Work to do:
Below are the entries; state how many of their lines contain the string "with", and nothing more.

Dataset excerpts:
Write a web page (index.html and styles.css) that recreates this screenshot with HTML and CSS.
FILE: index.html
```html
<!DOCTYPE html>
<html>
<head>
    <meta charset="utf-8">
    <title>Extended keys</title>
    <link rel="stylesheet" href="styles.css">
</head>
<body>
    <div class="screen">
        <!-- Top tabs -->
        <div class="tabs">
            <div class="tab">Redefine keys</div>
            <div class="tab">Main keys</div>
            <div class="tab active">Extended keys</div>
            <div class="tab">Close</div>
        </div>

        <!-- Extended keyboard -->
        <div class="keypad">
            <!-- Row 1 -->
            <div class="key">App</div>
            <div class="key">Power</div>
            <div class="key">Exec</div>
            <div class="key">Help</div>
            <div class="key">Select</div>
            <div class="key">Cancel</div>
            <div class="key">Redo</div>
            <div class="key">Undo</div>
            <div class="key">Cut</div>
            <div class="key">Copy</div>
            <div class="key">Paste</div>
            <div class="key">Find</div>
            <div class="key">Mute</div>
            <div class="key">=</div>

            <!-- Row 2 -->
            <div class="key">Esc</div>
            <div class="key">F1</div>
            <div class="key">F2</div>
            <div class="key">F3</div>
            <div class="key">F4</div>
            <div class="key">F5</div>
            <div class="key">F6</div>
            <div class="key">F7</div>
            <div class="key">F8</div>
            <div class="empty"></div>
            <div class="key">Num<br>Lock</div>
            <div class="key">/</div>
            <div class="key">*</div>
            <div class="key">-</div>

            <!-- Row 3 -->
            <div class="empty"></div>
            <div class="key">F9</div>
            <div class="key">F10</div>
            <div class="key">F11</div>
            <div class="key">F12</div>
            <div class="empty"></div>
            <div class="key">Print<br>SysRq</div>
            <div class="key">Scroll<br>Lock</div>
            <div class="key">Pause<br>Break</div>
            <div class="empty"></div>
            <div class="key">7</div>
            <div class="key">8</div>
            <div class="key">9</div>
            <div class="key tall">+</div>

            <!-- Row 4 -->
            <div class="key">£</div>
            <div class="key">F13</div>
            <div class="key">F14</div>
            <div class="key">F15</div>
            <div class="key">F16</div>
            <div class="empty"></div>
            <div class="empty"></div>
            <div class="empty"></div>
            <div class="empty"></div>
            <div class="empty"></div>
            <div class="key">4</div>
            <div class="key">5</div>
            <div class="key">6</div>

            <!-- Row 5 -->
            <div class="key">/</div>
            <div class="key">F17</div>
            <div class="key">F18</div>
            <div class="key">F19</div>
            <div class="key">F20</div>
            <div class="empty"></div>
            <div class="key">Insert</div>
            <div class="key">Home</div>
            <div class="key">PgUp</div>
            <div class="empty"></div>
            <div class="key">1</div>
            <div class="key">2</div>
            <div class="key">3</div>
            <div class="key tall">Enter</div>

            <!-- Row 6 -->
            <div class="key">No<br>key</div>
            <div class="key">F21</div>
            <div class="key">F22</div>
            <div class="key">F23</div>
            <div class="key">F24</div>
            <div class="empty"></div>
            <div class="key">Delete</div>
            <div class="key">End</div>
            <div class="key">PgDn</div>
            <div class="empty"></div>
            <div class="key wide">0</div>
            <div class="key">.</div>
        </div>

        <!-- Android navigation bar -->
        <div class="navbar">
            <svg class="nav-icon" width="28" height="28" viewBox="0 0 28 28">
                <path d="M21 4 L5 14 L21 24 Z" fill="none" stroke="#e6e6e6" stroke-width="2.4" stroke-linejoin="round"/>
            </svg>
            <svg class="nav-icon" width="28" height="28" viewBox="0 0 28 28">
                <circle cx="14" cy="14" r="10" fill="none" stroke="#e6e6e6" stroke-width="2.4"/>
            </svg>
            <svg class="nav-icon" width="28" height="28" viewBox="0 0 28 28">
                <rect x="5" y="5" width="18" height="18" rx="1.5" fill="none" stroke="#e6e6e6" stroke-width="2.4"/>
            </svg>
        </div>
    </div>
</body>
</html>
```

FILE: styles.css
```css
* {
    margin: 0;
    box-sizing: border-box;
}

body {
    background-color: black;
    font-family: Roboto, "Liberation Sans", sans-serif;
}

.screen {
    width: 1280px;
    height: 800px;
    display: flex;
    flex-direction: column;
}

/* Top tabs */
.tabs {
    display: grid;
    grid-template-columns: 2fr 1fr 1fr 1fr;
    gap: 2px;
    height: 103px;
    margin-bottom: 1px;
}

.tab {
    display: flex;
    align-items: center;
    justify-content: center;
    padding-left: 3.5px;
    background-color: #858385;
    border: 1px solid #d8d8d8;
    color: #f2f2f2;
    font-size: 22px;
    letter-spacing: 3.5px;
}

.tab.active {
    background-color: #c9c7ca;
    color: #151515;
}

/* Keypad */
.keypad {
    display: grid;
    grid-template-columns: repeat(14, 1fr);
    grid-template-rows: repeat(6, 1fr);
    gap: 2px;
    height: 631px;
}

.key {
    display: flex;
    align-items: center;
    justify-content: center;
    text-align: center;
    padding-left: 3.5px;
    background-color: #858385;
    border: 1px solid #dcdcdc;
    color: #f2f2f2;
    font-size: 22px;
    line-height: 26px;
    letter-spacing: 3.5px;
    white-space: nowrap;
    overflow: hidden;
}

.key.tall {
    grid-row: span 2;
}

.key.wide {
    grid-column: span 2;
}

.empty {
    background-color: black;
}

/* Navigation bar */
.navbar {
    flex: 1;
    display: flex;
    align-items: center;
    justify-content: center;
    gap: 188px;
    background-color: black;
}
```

--

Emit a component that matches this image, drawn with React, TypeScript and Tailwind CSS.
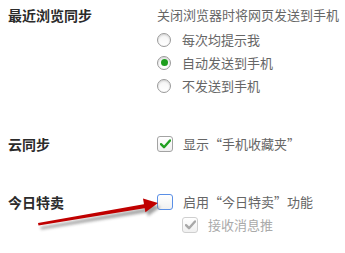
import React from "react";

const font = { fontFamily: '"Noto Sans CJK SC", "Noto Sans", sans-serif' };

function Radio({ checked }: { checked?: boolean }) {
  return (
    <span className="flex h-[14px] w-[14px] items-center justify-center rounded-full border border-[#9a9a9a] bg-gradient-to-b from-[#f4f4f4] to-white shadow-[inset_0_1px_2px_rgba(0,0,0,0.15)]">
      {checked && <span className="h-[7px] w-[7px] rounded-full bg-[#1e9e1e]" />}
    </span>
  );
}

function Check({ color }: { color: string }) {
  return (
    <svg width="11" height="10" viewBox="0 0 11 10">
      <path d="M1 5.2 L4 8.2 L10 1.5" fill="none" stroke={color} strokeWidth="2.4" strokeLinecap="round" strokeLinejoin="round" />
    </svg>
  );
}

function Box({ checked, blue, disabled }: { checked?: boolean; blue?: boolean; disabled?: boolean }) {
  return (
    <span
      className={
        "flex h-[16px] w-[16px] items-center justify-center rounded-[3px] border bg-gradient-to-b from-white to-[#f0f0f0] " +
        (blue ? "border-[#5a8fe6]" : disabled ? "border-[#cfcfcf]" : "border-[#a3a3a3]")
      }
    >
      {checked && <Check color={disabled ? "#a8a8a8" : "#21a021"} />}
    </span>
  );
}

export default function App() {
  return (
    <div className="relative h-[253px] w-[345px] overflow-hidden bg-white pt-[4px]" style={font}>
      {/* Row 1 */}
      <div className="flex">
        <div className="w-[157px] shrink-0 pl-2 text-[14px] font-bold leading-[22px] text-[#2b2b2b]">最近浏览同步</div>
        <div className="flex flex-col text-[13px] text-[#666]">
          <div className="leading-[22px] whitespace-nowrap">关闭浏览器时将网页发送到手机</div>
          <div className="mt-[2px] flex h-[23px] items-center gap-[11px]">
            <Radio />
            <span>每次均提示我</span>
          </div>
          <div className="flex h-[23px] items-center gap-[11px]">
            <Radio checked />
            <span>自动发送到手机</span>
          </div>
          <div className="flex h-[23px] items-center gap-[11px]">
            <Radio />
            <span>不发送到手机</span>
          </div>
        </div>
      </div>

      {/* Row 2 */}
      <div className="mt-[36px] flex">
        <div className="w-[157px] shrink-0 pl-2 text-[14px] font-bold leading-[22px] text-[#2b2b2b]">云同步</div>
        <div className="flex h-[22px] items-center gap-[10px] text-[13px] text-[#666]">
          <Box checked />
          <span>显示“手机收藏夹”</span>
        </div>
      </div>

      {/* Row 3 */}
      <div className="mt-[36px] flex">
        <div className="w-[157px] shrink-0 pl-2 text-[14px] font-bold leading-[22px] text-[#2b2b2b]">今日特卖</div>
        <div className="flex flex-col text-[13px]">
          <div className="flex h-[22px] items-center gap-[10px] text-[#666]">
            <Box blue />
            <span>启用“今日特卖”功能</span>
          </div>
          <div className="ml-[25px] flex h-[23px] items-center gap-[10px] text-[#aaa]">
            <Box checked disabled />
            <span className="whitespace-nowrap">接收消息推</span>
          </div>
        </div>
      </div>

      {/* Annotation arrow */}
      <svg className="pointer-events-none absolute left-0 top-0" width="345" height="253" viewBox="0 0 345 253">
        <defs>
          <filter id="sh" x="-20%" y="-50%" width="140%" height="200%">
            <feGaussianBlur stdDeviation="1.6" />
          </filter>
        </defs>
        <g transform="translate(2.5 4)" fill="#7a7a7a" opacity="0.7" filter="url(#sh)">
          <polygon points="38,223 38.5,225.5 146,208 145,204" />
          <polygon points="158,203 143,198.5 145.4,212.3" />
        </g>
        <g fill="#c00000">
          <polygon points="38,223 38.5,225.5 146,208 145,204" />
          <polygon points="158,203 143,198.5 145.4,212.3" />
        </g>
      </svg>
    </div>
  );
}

Solution for this problem:
2